→ RECORDED DATA
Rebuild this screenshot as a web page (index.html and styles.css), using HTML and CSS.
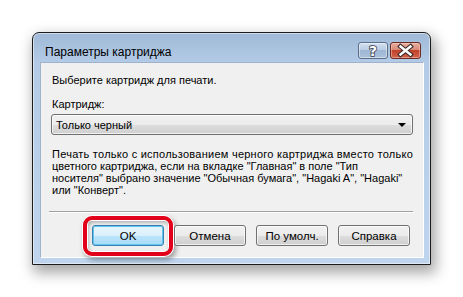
FILE: index.html
```html
<!DOCTYPE html>
<html>
<head>
	<title>Параметры картриджа</title>
	<link rel="stylesheet" href="styles.css">
</head>
<body>

<div class="dialog">
	<div class="titlebar">
		<span class="title">Параметры картриджа</span>
		<div class="caption-btns">
			<span class="cap-btn help">
				<svg width="28" height="15" viewBox="0 0 28 15">
					<text x="14" y="13" text-anchor="middle" class="qmark">?</text>
				</svg>
			</span>
			<span class="cap-btn close">
				<svg width="29" height="15" viewBox="0 0 29 15">
					<path d="M9.5 3.5 L19.5 11.5 M19.5 3.5 L9.5 11.5" stroke="#3a2a2a" stroke-width="4.6" stroke-linecap="square" fill="none"/>
					<path d="M9.5 3.5 L19.5 11.5 M19.5 3.5 L9.5 11.5" stroke="#fff" stroke-width="2.4" stroke-linecap="square" fill="none"/>
				</svg>
			</span>
		</div>
	</div>

	<div class="client">
		<p class="intro">Выберите картридж для печати.</p>
		<div class="label">Картридж:</div>
		<div class="combo">
			<span>Только черный</span>
			<span class="arrow"></span>
		</div>
		<p class="desc"><span class="wide">Печать только с использованием черного картриджа вместо только</span><br>цветного картриджа, если на вкладке "Главная" в поле "Тип<br>носителя" выбрано значение "Обычная бумага", "Hagaki A", "Hagaki"<br>или "Конверт".</p>
		<div class="sep"></div>
		<div class="buttons">
			<button class="btn default">OK<span class="highlight"></span></button>
			<button class="btn">Отмена</button>
			<button class="btn">По умолч.</button>
			<button class="btn">Справка</button>
		</div>
	</div>
</div>

</body>
</html>
```

FILE: styles.css
```css
html, body {
	margin: 0;
	padding: 0;
	background-color: #fff;
}

body {
	width: 463px;
	height: 297px;
	overflow: hidden;
	font-family: "Liberation Sans", Arial, sans-serif;
	font-size: 11px;
	color: #000;
}

.dialog {
	box-sizing: border-box;
	width: 399px;
	height: 233px;
	margin: 32px 0 0 32px;
	padding: 0 6px 6px 7px;
	border: 1px solid #1c1c1c;
	border-radius: 7px 7px 0 0;
	background: linear-gradient(to bottom, #9fb9d7 0px, #b3cbe6 30px, #bfd5ed 100%);
	box-shadow: 3px 6px 14px 2px rgba(0, 0, 0, 0.35), inset 0 0 0 1px rgba(255, 255, 255, 0.5);
}

.titlebar {
	height: 29px;
	display: flex;
	justify-content: space-between;
	align-items: flex-start;
}

.title {
	font-family: "Liberation Sans", Arial, sans-serif;
	font-size: 12px;
	padding: 12px 0 0 5px;
	color: #000;
}

.caption-btns {
	display: flex;
	gap: 2px;
	margin: 9px 3px 0 0;
}

.cap-btn {
	display: block;
	height: 15px;
	border-radius: 3px;
}

.cap-btn svg {
	display: block;
}

.help {
	width: 28px;
	border: 1px solid #5d6f88;
	background: linear-gradient(to bottom, #d2e0f0 0%, #b9cde3 45%, #9fb7d3 50%, #a9c1dc 100%);
	box-shadow: inset 0 0 0 1px rgba(255, 255, 255, 0.45);
}

.qmark {
	font-family: "DejaVu Sans", sans-serif;
	font-weight: bold;
	font-size: 14px;
	fill: #fff;
	stroke: #3a3a48;
	stroke-width: 1.6px;
	paint-order: stroke;
}

.close {
	width: 29px;
	border: 1px solid #6b2a22;
	background: linear-gradient(to bottom, #e9ab9c 0%, #d98b78 45%, #c2412b 50%, #d0634b 100%);
	box-shadow: inset 0 0 0 1px rgba(255, 220, 210, 0.45);
}

.client {
	box-sizing: border-box;
	height: 196px;
	padding: 0 10px 0 11px;
	background-color: #f0f0f0;
	border: 1px solid #9fb4cc;
	border-bottom-color: #fff;
	border-right-color: #fff;
	white-space: nowrap;
}

.intro {
	margin: 11px 0 0 0;
	line-height: 13px;
}

.label {
	margin-top: 11px;
	line-height: 13px;
}

.combo {
	box-sizing: border-box;
	height: 21px;
	margin-top: 3px;
	margin-left: -1px;
	padding: 0 6px 0 4px;
	display: flex;
	align-items: center;
	justify-content: space-between;
	border: 1px solid #707070;
	border-radius: 3px;
	background: linear-gradient(to bottom, #f2f2f2 0%, #ebebeb 50%, #dddddd 51%, #cfcfcf 100%);
	box-shadow: inset 0 0 0 1px rgba(255, 255, 255, 0.7);
}

.arrow {
	width: 0;
	height: 0;
	border-left: 4px solid transparent;
	border-right: 4px solid transparent;
	border-top: 4px solid #000;
}

.desc {
	margin: 13px 0 0 0;
	line-height: 12px;
}

.desc .wide {
	letter-spacing: 0.25px;
}

.sep {
	margin: 15px 0 0 -3px;
	height: 0;
	border-top: 1px solid #a0a0a0;
	border-bottom: 1px solid #fff;
}

.buttons {
	display: flex;
	justify-content: flex-end;
	gap: 10px;
	margin-top: 12px;
	padding-right: 3px;
}

.btn {
	position: relative;
	box-sizing: border-box;
	width: 72px;
	height: 21px;
	padding: 0;
	font-family: "Liberation Sans", Arial, sans-serif;
	font-size: 11.5px;
	color: #000;
	border: 1px solid #707070;
	border-radius: 3px;
	background: linear-gradient(to bottom, #f2f2f2 0%, #ebebeb 50%, #dddddd 51%, #cfcfcf 100%);
	box-shadow: inset 0 0 0 1px rgba(255, 255, 255, 0.7);
}

.btn.default {
	border-color: #3c7fb1;
	background: linear-gradient(to bottom, #eaf6fd 0%, #d9f0fc 50%, #bee6fd 51%, #a7d9f5 100%);
	box-shadow: inset 0 0 0 1px #5fc8f0;
}

/* red marker drawn over the OK button */
.highlight {
	position: absolute;
	left: -10px;
	top: -10px;
	right: -10px;
	bottom: -11px;
	border: 4px solid #e3001b;
	border-radius: 9px;
	box-shadow: 0 0 0 1px #fff, 2px 3px 5px 1px rgba(0, 0, 0, 0.35), inset 0 0 0 1px #fff, inset 1px 2px 4px rgba(0, 0, 0, 0.35);
	pointer-events: none;
}
```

→ EXERCISE GOAL
Reproduce all of the data exactly, omitting each picture it holds.

→ OUTPUT
Rebuild this screenshot as a web page (index.html and styles.css), using HTML and CSS.
FILE: index.html
```html
<!DOCTYPE html>
<html>
<head>
	<title>Параметры картриджа</title>
	<link rel="stylesheet" href="styles.css">
</head>
<body>

<div class="dialog">
	<div class="titlebar">
		<span class="title">Параметры картриджа</span>
		<div class="caption-btns">
			<span class="cap-btn help">
				<svg width="28" height="15" viewBox="0 0 28 15">
					<text x="14" y="13" text-anchor="middle" class="qmark">?</text>
				</svg>
			</span>
			<span class="cap-btn close">
				<svg width="29" height="15" viewBox="0 0 29 15">
					<path d="M9.5 3.5 L19.5 11.5 M19.5 3.5 L9.5 11.5" stroke="#3a2a2a" stroke-width="4.6" stroke-linecap="square" fill="none"/>
					<path d="M9.5 3.5 L19.5 11.5 M19.5 3.5 L9.5 11.5" stroke="#fff" stroke-width="2.4" stroke-linecap="square" fill="none"/>
				</svg>
			</span>
		</div>
	</div>

	<div class="client">
		<p class="intro">Выберите картридж для печати.</p>
		<div class="label">Картридж:</div>
		<div class="combo">
			<span>Только черный</span>
			<span class="arrow"></span>
		</div>
		<p class="desc"><span class="wide">Печать только с использованием черного картриджа вместо только</span><br>цветного картриджа, если на вкладке "Главная" в поле "Тип<br>носителя" выбрано значение "Обычная бумага", "Hagaki A", "Hagaki"<br>или "Конверт".</p>
		<div class="sep"></div>
		<div class="buttons">
			<button class="btn default">OK<span class="highlight"></span></button>
			<button class="btn">Отмена</button>
			<button class="btn">По умолч.</button>
			<button class="btn">Справка</button>
		</div>
	</div>
</div>

</body>
</html>
```

FILE: styles.css
```css
html, body {
	margin: 0;
	padding: 0;
	background-color: #fff;
}

body {
	width: 463px;
	height: 297px;
	overflow: hidden;
	font-family: "Liberation Sans", Arial, sans-serif;
	font-size: 11px;
	color: #000;
}

.dialog {
	box-sizing: border-box;
	width: 399px;
	height: 233px;
	margin: 32px 0 0 32px;
	padding: 0 6px 6px 7px;
	border: 1px solid #1c1c1c;
	border-radius: 7px 7px 0 0;
	background: linear-gradient(to bottom, #9fb9d7 0px, #b3cbe6 30px, #bfd5ed 100%);
	box-shadow: 3px 6px 14px 2px rgba(0, 0, 0, 0.35), inset 0 0 0 1px rgba(255, 255, 255, 0.5);
}

.titlebar {
	height: 29px;
	display: flex;
	justify-content: space-between;
	align-items: flex-start;
}

.title {
	font-family: "Liberation Sans", Arial, sans-serif;
	font-size: 12px;
	padding: 12px 0 0 5px;
	color: #000;
}

.caption-btns {
	display: flex;
	gap: 2px;
	margin: 9px 3px 0 0;
}

.cap-btn {
	display: block;
	height: 15px;
	border-radius: 3px;
}

.cap-btn svg {
	display: block;
}

.help {
	width: 28px;
	border: 1px solid #5d6f88;
	background: linear-gradient(to bottom, #d2e0f0 0%, #b9cde3 45%, #9fb7d3 50%, #a9c1dc 100%);
	box-shadow: inset 0 0 0 1px rgba(255, 255, 255, 0.45);
}

.qmark {
	font-family: "DejaVu Sans", sans-serif;
	font-weight: bold;
	font-size: 14px;
	fill: #fff;
	stroke: #3a3a48;
	stroke-width: 1.6px;
	paint-order: stroke;
}

.close {
	width: 29px;
	border: 1px solid #6b2a22;
	background: linear-gradient(to bottom, #e9ab9c 0%, #d98b78 45%, #c2412b 50%, #d0634b 100%);
	box-shadow: inset 0 0 0 1px rgba(255, 220, 210, 0.45);
}

.client {
	box-sizing: border-box;
	height: 196px;
	padding: 0 10px 0 11px;
	background-color: #f0f0f0;
	border: 1px solid #9fb4cc;
	border-bottom-color: #fff;
	border-right-color: #fff;
	white-space: nowrap;
}

.intro {
	margin: 11px 0 0 0;
	line-height: 13px;
}

.label {
	margin-top: 11px;
	line-height: 13px;
}

.combo {
	box-sizing: border-box;
	height: 21px;
	margin-top: 3px;
	margin-left: -1px;
	padding: 0 6px 0 4px;
	display: flex;
	align-items: center;
	justify-content: space-between;
	border: 1px solid #707070;
	border-radius: 3px;
	background: linear-gradient(to bottom, #f2f2f2 0%, #ebebeb 50%, #dddddd 51%, #cfcfcf 100%);
	box-shadow: inset 0 0 0 1px rgba(255, 255, 255, 0.7);
}

.arrow {
	width: 0;
	height: 0;
	border-left: 4px solid transparent;
	border-right: 4px solid transparent;
	border-top: 4px solid #000;
}

.desc {
	margin: 13px 0 0 0;
	line-height: 12px;
}

.desc .wide {
	letter-spacing: 0.25px;
}

.sep {
	margin: 15px 0 0 -3px;
	height: 0;
	border-top: 1px solid #a0a0a0;
	border-bottom: 1px solid #fff;
}

.buttons {
	display: flex;
	justify-content: flex-end;
	gap: 10px;
	margin-top: 12px;
	padding-right: 3px;
}

.btn {
	position: relative;
	box-sizing: border-box;
	width: 72px;
	height: 21px;
	padding: 0;
	font-family: "Liberation Sans", Arial, sans-serif;
	font-size: 11.5px;
	color: #000;
	border: 1px solid #707070;
	border-radius: 3px;
	background: linear-gradient(to bottom, #f2f2f2 0%, #ebebeb 50%, #dddddd 51%, #cfcfcf 100%);
	box-shadow: inset 0 0 0 1px rgba(255, 255, 255, 0.7);
}

.btn.default {
	border-color: #3c7fb1;
	background: linear-gradient(to bottom, #eaf6fd 0%, #d9f0fc 50%, #bee6fd 51%, #a7d9f5 100%);
	box-shadow: inset 0 0 0 1px #5fc8f0;
}

/* red marker drawn over the OK button */
.highlight {
	position: absolute;
	left: -10px;
	top: -10px;
	right: -10px;
	bottom: -11px;
	border: 4px solid #e3001b;
	border-radius: 9px;
	box-shadow: 0 0 0 1px #fff, 2px 3px 5px 1px rgba(0, 0, 0, 0.35), inset 0 0 0 1px #fff, inset 1px 2px 4px rgba(0, 0, 0, 0.35);
	pointer-events: none;
}
```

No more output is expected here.